The Indian Pioneer Area having resources of poly metallic nodules is about 2000 km from the nearest Indian seaport. Development of technology for long term deep sea mining is a very complex task considering the depth and the distance of the mining site. So, the development work is attempted in different stages with the initial attempts for development being focused at 500 meters depth at about 40- 100 km from the nearest Indian port. However, as nodules are not available at 500 m depth, an artificial nodule carpeted site with a nodule abundance of 5–10 kg/m2 has to be created for proving the performance of any underwater mining system in shallow waters. A remotely operated artificial nodule laying system with a hopper and a rotary vane feeder was developed for this purpose. Thrusters are provided in the hopper to control its movement while the nodules are laid on the sea bed. Artificial nodules were developed having properties like density and aggregate impact index similar to that of manganese nodules using clay and sawdust and baked in a kiln. The hopper and feeder system was deployed at 520-m depth (Latitude 13.3N and Longitude 80.7E) with 1.5 tonnes of nodules in June 2007 and a nodule carpeted site was successfully created.
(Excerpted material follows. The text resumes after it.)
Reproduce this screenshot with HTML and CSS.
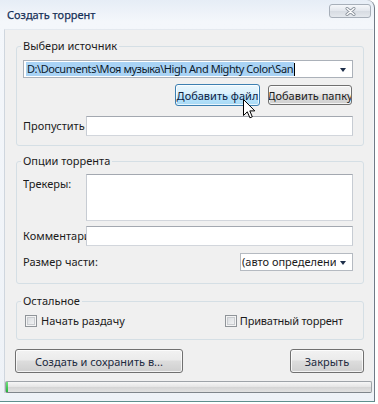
FILE: index.html
```html
<!DOCTYPE html>
<html lang="ru">
<head>
    <meta charset="UTF-8">
    <title>Создать торрент</title>
    <link rel="stylesheet" href="styles.css">
</head>
<body>
    <div class="window">
        <div class="titlebar">
            <span class="title">Создать торрент</span>
            <span class="close">
                <svg width="11" height="9" viewBox="0 0 11 9">
                    <path d="M2 1.5 L9 7.5 M9 1.5 L2 7.5" stroke="#8a929c" stroke-width="3" stroke-linecap="round"/>
                    <path d="M2 1.5 L9 7.5 M9 1.5 L2 7.5" stroke="#fff" stroke-width="1.4" stroke-linecap="round"/>
                </svg>
            </span>
        </div>

        <div class="client">
            <div class="client-body">
                <fieldset class="group group-source">
                    <legend>Выбери источник</legend>
                    <div class="combo combo-path">
                        <span class="combo-text"><span class="sel">D:\Documents\Моя музыка\High And Mighty Color\San</span><span class="caret"></span></span>
                        <span class="arrow"></span>
                    </div>
                    <div class="add-row">
                        <button class="btn btn-hover btn-file"><span>Добавить файл</span></button>
                        <button class="btn btn-folder"><span>Добавить папку</span></button>
                    </div>
                    <div class="field-row skip-row">
                        <span class="lbl">Пропустить</span>
                        <div class="edit"></div>
                    </div>
                </fieldset>

                <fieldset class="group group-options">
                    <legend>Опции торрента</legend>
                    <div class="field-row trackers-row">
                        <span class="lbl">Трекеры:</span>
                        <div class="edit memo"></div>
                    </div>
                    <div class="field-row comment-row">
                        <span class="lbl">Комментарий</span>
                        <div class="edit"></div>
                    </div>
                    <div class="field-row size-row">
                        <span class="lbl lbl-wide">Размер части:</span>
                        <div class="combo combo-size">
                            <span class="combo-text">(авто определение)</span>
                            <span class="arrow"></span>
                        </div>
                    </div>
                </fieldset>

                <fieldset class="group group-other">
                    <legend>Остальное</legend>
                    <div class="check-row">
                        <label class="check"><span class="box"></span>Начать раздачу</label>
                        <label class="check check-private"><span class="box"></span>Приватный торрент</label>
                    </div>
                </fieldset>

                <div class="action-row">
                    <button class="btn btn-create"><span>Создать и сохранить в...</span></button>
                    <button class="btn btn-close"><span>Закрыть</span></button>
                </div>
            </div>

            <div class="progress"><div class="progress-fill" style="width: 2px"></div></div>
        </div>

        <svg class="cursor" width="13" height="20" viewBox="0 0 13 20">
            <path d="M0.5 0.5 L0.5 16.5 L4.3 12.8 L6.9 18.8 L9.3 17.8 L6.8 11.9 L11.8 11.9 Z" fill="#fff" stroke="#000" stroke-width="1" stroke-linejoin="miter"/>
        </svg>
    </div>
</body>
</html>
```

FILE: styles.css
```css
* {
    box-sizing: border-box;
}
body {
    margin: 0;
    background: #fff;
    font-family: "Noto Sans", "DejaVu Sans", sans-serif;
    font-size: 11px;
    color: #1b1b1b;
}
.window {
    position: relative;
    width: 375px;
    height: 402px;
    background: linear-gradient(to bottom, #e6edf6 0, #f4f7fb 22px, #eef2f7 100%);
    border-right: 1px solid #707a86;
    border-bottom: 1px solid #5f8f8e;
    border-top-right-radius: 8px;
    display: flex;
    flex-direction: column;
}
.titlebar {
    height: 29px;
    display: flex;
    align-items: flex-start;
    justify-content: space-between;
    padding: 0 3px 0 7px;
    flex: none;
}
.title {
    margin-top: 8px;
    line-height: 14px;
    color: #17325a;
    -webkit-text-stroke: 0.25px #17325a;
    text-shadow: 0 0 4px #fff;
}
.close {
    margin-top: 4px;
    width: 42px;
    height: 14px;
    border: 1px solid #a7afb9;
    border-radius: 3px;
    background: linear-gradient(#f5f7fa, #e2e6ec 50%, #d6dbe2 51%, #e4e8ed);
    display: flex;
    align-items: center;
    justify-content: center;
}
.client {
    margin: 0 1px 0 4px;
    background: #f0f0f0;
    border-left: 1px solid #cfd6de;
    border-top: 1px solid #e4e9ef;
}
.client-body {
    padding: 9px 9px 0 11px;
}
.group {
    margin: 0;
    border: 1px solid #d5dfe5;
    border-radius: 3px;
    padding: 0 10px 9px 6px;
    min-width: 0;
}
.group legend {
    padding: 0 2px;
    margin-left: -2px;
    line-height: 14px;
}
.group-options {
    margin-top: 8px;
    padding-bottom: 12px;
}
.group-other {
    margin-top: 10px;
    padding-bottom: 11px;
}

/* combo boxes */
.combo {
    height: 18px;
    border: 1px solid #abb1b9;
    background: #fff;
    display: flex;
    align-items: center;
    padding: 0 0 0 2px;
    overflow: hidden;
}
.combo-path {
    margin-top: 7px;
}
.combo-text {
    flex: 1;
    min-width: 0;
    white-space: nowrap;
    overflow: hidden;
    display: flex;
    align-items: center;
    line-height: 14px;
}
.sel {
    background: #a9d3f5;
    color: #0c1a2c;
    padding: 0 1px;
    letter-spacing: -0.45px;
}
.caret {
    width: 1px;
    height: 13px;
    background: #000;
}
.arrow {
    flex: none;
    width: 0;
    height: 0;
    margin: 1px 6px 0 4px;
    border-left: 3.5px solid transparent;
    border-right: 3.5px solid transparent;
    border-top: 4px solid #1e2f4a;
}
.combo-size {
    width: 113px;
    margin-left: auto;
    padding-left: 1px;
    border-color: #b5bac1;
}

/* buttons */
.btn {
    font: inherit;
    color: #1b1b1b;
    height: 21px;
    padding: 0;
    border: 1px solid #707070;
    border-radius: 3px;
    background: linear-gradient(#f2f2f2 0%, #ebebeb 45%, #dddddd 50%, #cfcfcf 100%);
    box-shadow: inset 0 0 0 1px rgba(255, 255, 255, 0.75);
    display: flex;
    align-items: center;
    justify-content: center;
    overflow: hidden;
    white-space: nowrap;
}
.btn-hover {
    border-color: #3c7fb1;
    background: linear-gradient(#eaf6fd 0%, #d9f0fc 45%, #bee6fd 50%, #a7d9f5 100%);
}
.add-row {
    display: flex;
    justify-content: flex-end;
    align-items: center;
    gap: 8px;
    margin-top: 6px;
    padding-right: 1px;
    height: 22px;
}
.btn-file {
    width: 85px;
    height: 22px;
    color: #0e2140;
}
.btn-folder {
    width: 84px;
    height: 20px;
}

/* labelled fields */
.field-row {
    display: flex;
    align-items: center;
}
.lbl {
    width: 63px;
    flex: none;
    white-space: nowrap;
    overflow: hidden;
    line-height: 14px;
}
.lbl-wide {
    width: auto;
}
.edit {
    flex: 1;
    height: 20px;
    border: 1px solid #abadb3;
    border-color: #a3a8b0 #c7ccd3 #d2d6dc #c7ccd3;
    background: #fff;
}
.skip-row {
    margin-top: 10px;
}
.trackers-row {
    margin-top: 6px;
    align-items: flex-start;
}
.trackers-row .lbl {
    padding-top: 3px;
}
.memo {
    height: 47px;
}
.comment-row {
    margin-top: 5px;
}
.size-row {
    margin-top: 7px;
}

/* check boxes */
.check-row {
    display: flex;
    justify-content: space-between;
    align-items: center;
    margin-top: 6px;
    height: 14px;
    padding: 0 10px 0 2px;
}
.check {
    display: flex;
    align-items: center;
    gap: 4px;
    line-height: 14px;
}
.check-private {
    gap: 3px;
    letter-spacing: -0.2px;
}
.box {
    width: 12px;
    height: 12px;
    border: 1px solid #8f9499;
    background: linear-gradient(135deg, #d4d7db, #f7f8f9);
    box-shadow: inset 0 0 0 1px #f4f4f4, inset 0 0 0 2px #c9ccd0;
}

/* bottom */
.action-row {
    display: flex;
    justify-content: space-between;
    margin: 9px 0 0 -1px;
}
.btn-create {
    width: 168px;
    height: 24px;
    color: #1c2a3e;
}
.btn-close {
    width: 74px;
    height: 24px;
    color: #1c2a3e;
}
.progress {
    margin: 8px 1px 0 0;
    height: 12px;
    border: 1px solid #9ea3a8;
    border-bottom-color: #7f858b;
    border-radius: 2px;
    background: linear-gradient(#f6f6f6 0%, #e6e6e6 45%, #d4d4d4 50%, #e2e2e2 100%);
    display: flex;
}
.progress-fill {
    background: linear-gradient(#6fe07c, #24b53a);
}
.cursor {
    position: absolute;
    left: 243px;
    top: 99px;
}
```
An underwater mining system with a crawler based machine having a nodule collector and crusher and a flexible riser system are being developed.


Deep sea bed has potentially rewarding frontier resources and mining these resources will be challenging. The current interests are in Manganese nodules and cobalt rich crust. The demand for manganese nodules will be high in future. On 26th January, 1981 the Indian oceanographic vessel "ORV Gaveshni" collected the first sample of polymetallic nodule from Indian Ocean.